There has been around £8billion of destroyed value through North Sea deals between 2012 and 2018, according to WoodMackenzie.

The analyst firm has tracked the 55 deals announced over the six-year period, which had an aggregate purchase price of £43billion but the firm now values at £35.4bn.

Only 18 of the 55 have made a positive return.

Asset under-performance post-deal and oil and gas price movements contributed to the loss.

Neivan Boroujerdi, principal analyst, North Sea upstream said: “Value destruction was at its worst between 2012 and 2014: a period where most buyers will have assumed higher oil and gas prices than have since been realised. Conversely, the opportunists that were willing to pull the trigger at the bottom of the market in 2015 and 2016 have benefited from the uptick in prices that followed.

“But it’s too simplistic to say that ‘winners’ and ‘losers’ were determined by whether they lucked out on the commodity price bet. Regardless of the cycle, there were other factors at play.”

The critical determinants of success, he said, included knowing the region and the assets, and having a value creation strategy in place.

He added that private equity firms appear to be the big winners on paper.

“Pre-production assets almost exclusively destroyed value, while producing assets generally made a positive return”, he said.

“Operatorship is also a factor in value creation. And those operators who took an ‘acquire-and-exploit’ approach – taking on under-loved assets, reducing costs and increasing investment – have seen results. Fundamentally, operatorship allowed incumbents more control over targeting upside.

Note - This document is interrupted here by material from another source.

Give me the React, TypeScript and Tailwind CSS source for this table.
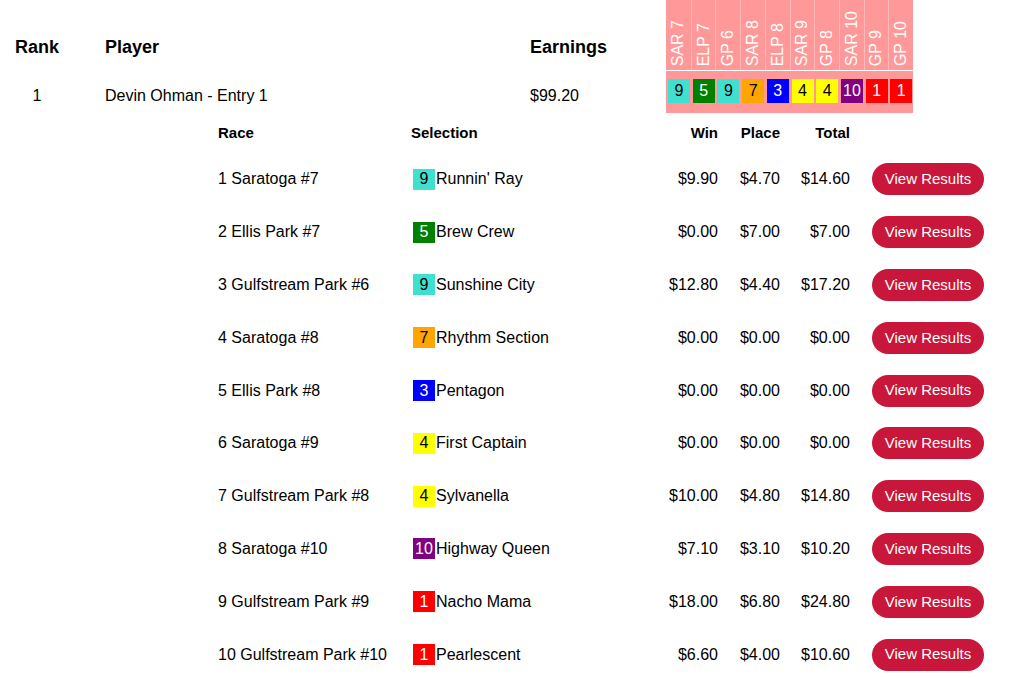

“Private equity is the big winner on paper, but an exit route looks more complicated than it did a few years ago.

“So what does this tell the next wave of buyers? Being on the right side of the oil price bet is important, but in the absence of a crystal ball, there are others.

“While having operatorship tends to give a better return, this could be the time to align with some of the new operators with big investment plans. Pre-production assets are often the most exciting and tick the box in terms of growth. But they are uncertain, so risk them accordingly.”